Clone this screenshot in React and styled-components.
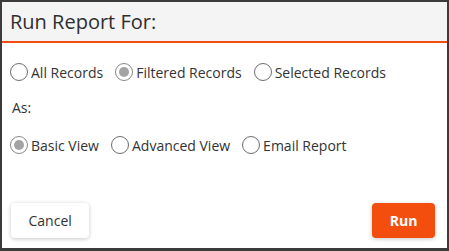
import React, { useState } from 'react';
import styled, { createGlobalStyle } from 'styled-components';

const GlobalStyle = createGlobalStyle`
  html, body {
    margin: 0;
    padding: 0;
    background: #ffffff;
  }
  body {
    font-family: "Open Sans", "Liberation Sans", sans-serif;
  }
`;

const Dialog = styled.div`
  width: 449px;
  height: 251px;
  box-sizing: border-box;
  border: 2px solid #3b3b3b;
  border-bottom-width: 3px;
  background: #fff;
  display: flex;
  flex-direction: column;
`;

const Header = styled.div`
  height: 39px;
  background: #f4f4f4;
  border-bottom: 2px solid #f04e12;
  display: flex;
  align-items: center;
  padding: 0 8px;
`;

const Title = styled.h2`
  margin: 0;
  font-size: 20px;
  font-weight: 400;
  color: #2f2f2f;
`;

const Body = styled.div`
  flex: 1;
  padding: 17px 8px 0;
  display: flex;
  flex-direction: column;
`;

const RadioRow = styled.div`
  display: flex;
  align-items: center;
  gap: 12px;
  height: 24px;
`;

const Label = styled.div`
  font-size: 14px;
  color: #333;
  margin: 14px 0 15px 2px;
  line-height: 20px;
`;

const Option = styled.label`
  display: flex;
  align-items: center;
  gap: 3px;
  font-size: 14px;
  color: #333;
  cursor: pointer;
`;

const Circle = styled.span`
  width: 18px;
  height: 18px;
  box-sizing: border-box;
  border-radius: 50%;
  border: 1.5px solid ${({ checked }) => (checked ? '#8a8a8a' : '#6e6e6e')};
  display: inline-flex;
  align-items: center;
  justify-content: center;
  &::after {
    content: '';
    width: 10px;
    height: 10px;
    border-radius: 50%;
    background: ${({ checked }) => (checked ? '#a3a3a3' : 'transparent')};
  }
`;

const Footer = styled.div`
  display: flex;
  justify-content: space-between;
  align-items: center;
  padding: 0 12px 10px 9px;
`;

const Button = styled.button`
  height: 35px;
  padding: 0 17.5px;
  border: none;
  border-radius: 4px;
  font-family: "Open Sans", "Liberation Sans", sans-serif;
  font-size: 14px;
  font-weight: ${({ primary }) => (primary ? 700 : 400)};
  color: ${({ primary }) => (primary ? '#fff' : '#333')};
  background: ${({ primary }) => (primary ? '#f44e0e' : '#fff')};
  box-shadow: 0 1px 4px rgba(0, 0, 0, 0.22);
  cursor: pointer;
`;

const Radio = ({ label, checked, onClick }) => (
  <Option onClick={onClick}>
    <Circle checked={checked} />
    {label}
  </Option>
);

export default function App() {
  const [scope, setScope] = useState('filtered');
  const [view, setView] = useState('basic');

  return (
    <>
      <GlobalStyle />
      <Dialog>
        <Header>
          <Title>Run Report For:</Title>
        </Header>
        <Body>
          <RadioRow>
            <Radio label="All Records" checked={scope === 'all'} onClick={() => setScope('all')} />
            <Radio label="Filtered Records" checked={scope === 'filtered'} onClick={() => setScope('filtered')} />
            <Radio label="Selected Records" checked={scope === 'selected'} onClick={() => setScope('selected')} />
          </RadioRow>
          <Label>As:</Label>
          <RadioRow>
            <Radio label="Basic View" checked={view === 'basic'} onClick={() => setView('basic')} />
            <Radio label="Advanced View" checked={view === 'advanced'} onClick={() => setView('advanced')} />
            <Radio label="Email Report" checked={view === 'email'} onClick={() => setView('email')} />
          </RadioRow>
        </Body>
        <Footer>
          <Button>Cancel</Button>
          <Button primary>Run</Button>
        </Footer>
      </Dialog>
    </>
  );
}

---

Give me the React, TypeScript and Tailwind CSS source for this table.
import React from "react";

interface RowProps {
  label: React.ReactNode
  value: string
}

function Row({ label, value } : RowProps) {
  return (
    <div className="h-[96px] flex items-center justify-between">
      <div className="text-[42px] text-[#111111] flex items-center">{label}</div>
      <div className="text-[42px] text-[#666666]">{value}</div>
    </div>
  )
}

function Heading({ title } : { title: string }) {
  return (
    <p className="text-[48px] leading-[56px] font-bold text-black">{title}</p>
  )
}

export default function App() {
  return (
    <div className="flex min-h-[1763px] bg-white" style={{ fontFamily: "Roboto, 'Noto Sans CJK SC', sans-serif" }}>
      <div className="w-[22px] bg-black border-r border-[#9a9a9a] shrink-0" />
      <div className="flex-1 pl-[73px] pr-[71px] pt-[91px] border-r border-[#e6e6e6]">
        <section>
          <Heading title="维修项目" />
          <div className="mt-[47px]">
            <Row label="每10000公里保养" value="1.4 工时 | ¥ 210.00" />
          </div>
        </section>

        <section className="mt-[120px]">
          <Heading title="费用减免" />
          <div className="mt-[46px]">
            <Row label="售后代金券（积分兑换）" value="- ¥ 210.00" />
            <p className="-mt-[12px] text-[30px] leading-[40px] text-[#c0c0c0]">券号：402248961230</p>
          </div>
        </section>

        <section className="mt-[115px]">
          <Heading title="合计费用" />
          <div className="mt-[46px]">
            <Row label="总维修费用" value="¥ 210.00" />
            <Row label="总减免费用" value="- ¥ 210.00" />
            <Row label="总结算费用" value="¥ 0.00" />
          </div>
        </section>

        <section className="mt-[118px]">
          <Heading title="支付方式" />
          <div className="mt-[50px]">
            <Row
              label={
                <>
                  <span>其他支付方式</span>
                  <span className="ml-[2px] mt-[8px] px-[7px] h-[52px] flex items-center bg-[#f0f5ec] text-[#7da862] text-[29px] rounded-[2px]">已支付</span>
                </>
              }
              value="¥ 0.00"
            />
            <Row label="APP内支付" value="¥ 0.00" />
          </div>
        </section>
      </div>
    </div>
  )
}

-- Exercise objective --
Report how many lines of the listing above include the word "components". Say nothing but the number.

-- Expected answer --
2